The smallest of ‘buts’ concerns outright space. In the second row, the Sport is about an inch shy of the class’s best on legroom and headroom, and its new third-row seats, while usable, certainly aren’t for regular adult use. But premium SUV-class space standards are otherwise high, and most will find the Sport comfortably big enough for their requirements.

On the standard equipment front, there are four trims to choose from - HSE, HSE Dynamic, Autobiography Dynamic and the rabid SVR. Entry-level models come with 20in alloy wheels, xenon headlights, keyless entry, front foglights, and a reversing camera as standard on the outside, while inside there is perforated leather upholstery, heated seats all round, lane departure warning and JLR's InControl infotainment system complete with sat nav.

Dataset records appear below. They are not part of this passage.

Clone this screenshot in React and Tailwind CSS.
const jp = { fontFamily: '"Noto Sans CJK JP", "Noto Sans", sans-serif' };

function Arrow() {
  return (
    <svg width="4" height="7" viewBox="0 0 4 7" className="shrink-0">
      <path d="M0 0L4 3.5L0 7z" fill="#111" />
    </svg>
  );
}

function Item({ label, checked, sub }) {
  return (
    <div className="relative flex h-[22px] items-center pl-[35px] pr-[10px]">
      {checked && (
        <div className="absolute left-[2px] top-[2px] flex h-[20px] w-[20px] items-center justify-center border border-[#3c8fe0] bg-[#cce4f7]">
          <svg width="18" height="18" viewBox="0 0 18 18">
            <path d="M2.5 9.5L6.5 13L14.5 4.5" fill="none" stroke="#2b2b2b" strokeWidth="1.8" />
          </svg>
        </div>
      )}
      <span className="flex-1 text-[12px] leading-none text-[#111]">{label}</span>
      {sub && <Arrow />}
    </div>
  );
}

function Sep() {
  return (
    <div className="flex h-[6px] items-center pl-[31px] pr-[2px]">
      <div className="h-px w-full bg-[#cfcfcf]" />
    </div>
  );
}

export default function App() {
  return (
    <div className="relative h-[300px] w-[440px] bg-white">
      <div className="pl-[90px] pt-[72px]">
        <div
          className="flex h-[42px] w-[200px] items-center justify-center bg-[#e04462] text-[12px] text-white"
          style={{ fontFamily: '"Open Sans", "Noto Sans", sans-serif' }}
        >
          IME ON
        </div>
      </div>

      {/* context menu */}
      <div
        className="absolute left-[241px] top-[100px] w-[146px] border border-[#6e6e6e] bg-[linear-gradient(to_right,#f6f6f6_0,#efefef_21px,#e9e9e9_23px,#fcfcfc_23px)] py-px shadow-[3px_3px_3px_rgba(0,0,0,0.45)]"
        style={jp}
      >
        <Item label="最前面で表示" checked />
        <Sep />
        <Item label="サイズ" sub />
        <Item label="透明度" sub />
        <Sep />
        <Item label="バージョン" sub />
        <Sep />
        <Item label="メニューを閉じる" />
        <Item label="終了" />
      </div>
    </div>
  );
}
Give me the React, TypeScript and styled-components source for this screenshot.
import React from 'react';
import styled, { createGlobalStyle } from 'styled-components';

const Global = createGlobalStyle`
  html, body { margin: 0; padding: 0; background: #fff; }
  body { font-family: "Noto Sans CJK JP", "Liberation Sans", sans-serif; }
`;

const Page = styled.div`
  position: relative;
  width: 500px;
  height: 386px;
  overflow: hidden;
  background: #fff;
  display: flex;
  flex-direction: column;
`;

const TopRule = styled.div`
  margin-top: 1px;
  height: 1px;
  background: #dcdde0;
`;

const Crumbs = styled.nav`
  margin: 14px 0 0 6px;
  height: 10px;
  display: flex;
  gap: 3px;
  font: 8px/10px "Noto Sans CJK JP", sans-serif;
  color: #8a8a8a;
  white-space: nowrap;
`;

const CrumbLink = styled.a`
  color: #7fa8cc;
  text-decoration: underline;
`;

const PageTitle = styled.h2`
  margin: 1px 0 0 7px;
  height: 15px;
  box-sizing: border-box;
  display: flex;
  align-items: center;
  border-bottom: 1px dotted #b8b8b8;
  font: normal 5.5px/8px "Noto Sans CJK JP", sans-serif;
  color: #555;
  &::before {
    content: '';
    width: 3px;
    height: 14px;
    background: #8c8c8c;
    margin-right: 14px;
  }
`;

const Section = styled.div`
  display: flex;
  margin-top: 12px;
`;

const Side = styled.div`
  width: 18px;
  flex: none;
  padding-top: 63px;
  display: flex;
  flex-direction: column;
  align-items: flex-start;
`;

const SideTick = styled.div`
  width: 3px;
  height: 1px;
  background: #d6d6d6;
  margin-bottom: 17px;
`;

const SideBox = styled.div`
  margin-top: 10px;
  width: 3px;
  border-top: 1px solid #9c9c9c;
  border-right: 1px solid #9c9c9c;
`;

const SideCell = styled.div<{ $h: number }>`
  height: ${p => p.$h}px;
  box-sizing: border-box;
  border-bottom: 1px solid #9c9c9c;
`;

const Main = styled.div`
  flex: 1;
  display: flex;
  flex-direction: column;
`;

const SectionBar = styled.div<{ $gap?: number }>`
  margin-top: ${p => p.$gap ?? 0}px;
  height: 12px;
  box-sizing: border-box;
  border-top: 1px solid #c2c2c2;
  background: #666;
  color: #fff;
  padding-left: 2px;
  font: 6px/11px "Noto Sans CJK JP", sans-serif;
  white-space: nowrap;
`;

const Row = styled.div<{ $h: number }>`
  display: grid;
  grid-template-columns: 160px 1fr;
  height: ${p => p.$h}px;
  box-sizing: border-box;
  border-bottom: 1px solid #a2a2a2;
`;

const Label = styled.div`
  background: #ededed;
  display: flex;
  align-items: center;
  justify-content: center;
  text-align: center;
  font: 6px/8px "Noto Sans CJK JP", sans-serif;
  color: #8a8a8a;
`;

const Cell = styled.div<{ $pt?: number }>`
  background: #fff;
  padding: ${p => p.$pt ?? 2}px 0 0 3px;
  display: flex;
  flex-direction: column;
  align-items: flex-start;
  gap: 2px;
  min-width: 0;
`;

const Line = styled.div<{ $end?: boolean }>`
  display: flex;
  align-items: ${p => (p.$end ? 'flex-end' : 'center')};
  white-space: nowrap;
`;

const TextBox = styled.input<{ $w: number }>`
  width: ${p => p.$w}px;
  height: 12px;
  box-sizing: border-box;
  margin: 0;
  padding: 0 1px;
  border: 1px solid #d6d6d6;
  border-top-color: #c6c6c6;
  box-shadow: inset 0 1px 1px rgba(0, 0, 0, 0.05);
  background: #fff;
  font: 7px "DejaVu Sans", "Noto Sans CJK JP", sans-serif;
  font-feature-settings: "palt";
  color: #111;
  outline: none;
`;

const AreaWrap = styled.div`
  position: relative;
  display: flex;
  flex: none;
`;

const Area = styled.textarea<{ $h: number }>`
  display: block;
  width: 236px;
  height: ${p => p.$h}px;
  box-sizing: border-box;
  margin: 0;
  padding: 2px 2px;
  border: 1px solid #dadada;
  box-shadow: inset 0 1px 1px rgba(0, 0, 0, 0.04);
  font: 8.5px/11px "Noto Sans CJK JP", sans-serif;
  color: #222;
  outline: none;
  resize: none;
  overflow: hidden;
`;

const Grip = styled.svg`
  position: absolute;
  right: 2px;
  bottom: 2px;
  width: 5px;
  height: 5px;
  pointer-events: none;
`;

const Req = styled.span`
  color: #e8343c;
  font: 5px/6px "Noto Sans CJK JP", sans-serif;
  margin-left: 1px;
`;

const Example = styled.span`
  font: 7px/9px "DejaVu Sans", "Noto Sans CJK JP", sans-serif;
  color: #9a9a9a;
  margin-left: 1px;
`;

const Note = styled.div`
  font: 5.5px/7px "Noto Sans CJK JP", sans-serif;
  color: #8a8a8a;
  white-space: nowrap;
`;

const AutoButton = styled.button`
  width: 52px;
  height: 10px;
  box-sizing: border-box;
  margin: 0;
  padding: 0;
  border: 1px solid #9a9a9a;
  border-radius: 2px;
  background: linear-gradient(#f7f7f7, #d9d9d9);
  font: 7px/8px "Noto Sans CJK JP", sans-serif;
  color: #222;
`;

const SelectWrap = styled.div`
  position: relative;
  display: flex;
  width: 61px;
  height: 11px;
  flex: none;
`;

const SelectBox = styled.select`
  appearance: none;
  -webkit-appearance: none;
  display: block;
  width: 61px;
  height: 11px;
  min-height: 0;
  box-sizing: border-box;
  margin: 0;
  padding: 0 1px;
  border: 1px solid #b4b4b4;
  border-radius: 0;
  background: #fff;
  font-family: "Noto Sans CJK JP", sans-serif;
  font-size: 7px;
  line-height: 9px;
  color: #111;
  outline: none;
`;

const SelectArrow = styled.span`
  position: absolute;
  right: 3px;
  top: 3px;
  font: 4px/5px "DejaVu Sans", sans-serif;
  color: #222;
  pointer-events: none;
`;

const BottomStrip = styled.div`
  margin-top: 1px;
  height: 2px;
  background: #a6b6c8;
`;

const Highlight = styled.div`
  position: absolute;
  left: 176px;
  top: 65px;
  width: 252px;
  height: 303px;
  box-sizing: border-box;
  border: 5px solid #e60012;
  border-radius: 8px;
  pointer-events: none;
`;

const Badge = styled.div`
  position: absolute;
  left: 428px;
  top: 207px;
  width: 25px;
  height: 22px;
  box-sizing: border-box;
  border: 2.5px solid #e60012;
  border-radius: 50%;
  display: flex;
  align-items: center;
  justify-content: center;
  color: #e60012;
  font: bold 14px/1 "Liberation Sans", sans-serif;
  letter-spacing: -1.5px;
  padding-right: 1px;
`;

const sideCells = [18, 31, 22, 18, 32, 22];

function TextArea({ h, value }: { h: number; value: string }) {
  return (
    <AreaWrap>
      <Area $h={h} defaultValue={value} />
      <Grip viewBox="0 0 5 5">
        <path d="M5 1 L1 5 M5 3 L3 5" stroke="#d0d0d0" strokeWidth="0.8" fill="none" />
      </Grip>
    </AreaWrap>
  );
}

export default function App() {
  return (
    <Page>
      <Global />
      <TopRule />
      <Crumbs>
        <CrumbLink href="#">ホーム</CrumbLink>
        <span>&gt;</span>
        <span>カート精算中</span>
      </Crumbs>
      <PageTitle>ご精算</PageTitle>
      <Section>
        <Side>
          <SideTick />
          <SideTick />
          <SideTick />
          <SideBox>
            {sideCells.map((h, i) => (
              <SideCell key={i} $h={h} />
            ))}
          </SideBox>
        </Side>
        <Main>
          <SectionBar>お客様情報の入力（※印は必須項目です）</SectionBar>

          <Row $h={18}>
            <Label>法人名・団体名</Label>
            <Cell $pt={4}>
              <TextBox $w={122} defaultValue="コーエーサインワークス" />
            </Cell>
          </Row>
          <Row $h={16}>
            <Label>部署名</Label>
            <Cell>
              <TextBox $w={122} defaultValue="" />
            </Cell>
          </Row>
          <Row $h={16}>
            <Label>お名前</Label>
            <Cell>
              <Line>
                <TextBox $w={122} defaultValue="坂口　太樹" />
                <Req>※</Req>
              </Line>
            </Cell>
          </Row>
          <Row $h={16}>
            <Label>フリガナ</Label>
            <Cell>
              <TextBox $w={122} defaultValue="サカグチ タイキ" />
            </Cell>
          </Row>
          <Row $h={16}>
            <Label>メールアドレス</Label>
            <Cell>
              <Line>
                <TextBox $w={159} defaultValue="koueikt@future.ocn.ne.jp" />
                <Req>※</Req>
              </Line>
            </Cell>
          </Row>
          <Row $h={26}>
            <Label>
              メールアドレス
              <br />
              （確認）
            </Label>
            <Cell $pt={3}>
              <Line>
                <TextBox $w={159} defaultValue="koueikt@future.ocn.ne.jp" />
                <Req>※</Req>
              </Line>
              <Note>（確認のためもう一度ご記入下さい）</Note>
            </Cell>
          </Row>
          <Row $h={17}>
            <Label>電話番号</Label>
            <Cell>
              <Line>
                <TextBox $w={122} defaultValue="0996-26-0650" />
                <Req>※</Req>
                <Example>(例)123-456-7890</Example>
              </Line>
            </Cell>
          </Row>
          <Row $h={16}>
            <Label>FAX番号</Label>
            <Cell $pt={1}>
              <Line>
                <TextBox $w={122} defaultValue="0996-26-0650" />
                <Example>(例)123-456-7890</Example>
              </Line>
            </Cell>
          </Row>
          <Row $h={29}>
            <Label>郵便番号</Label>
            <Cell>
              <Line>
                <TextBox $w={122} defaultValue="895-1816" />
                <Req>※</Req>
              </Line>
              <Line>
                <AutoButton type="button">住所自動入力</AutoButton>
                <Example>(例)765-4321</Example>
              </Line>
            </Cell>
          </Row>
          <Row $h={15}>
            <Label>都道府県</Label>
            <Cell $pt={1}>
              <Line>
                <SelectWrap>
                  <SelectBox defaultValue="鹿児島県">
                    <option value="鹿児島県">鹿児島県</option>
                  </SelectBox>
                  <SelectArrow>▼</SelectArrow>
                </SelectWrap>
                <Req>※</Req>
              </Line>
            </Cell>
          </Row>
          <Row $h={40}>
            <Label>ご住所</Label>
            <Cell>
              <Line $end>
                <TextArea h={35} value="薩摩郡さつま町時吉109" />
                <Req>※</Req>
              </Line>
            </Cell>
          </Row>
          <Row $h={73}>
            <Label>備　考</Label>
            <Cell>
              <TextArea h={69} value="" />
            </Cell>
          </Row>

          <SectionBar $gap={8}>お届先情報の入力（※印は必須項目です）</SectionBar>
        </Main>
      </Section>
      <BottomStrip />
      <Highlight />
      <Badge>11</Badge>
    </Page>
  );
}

Upgrade to HSE Dynamic and the Sport gains red Brembo brakes, a twin-speed transfer box, JLR's all-terrain mode, lots of gloss black exterior mouldings and 21in alloy wheels, while the Autobiography Dynamic adds a panoramic roof, ventilated seats, 19-speaker Meridian audio system, heated steering wheel, adaptive cruise control, blind spot monitoring and a 360-degree camera system.

The range-topping SVR model not only gets the rapid 5.0-litre V8 motor, but a quad-exhaust system, darkened headlights, blue Brembo brake calipers and a specially-designed rear spoiler.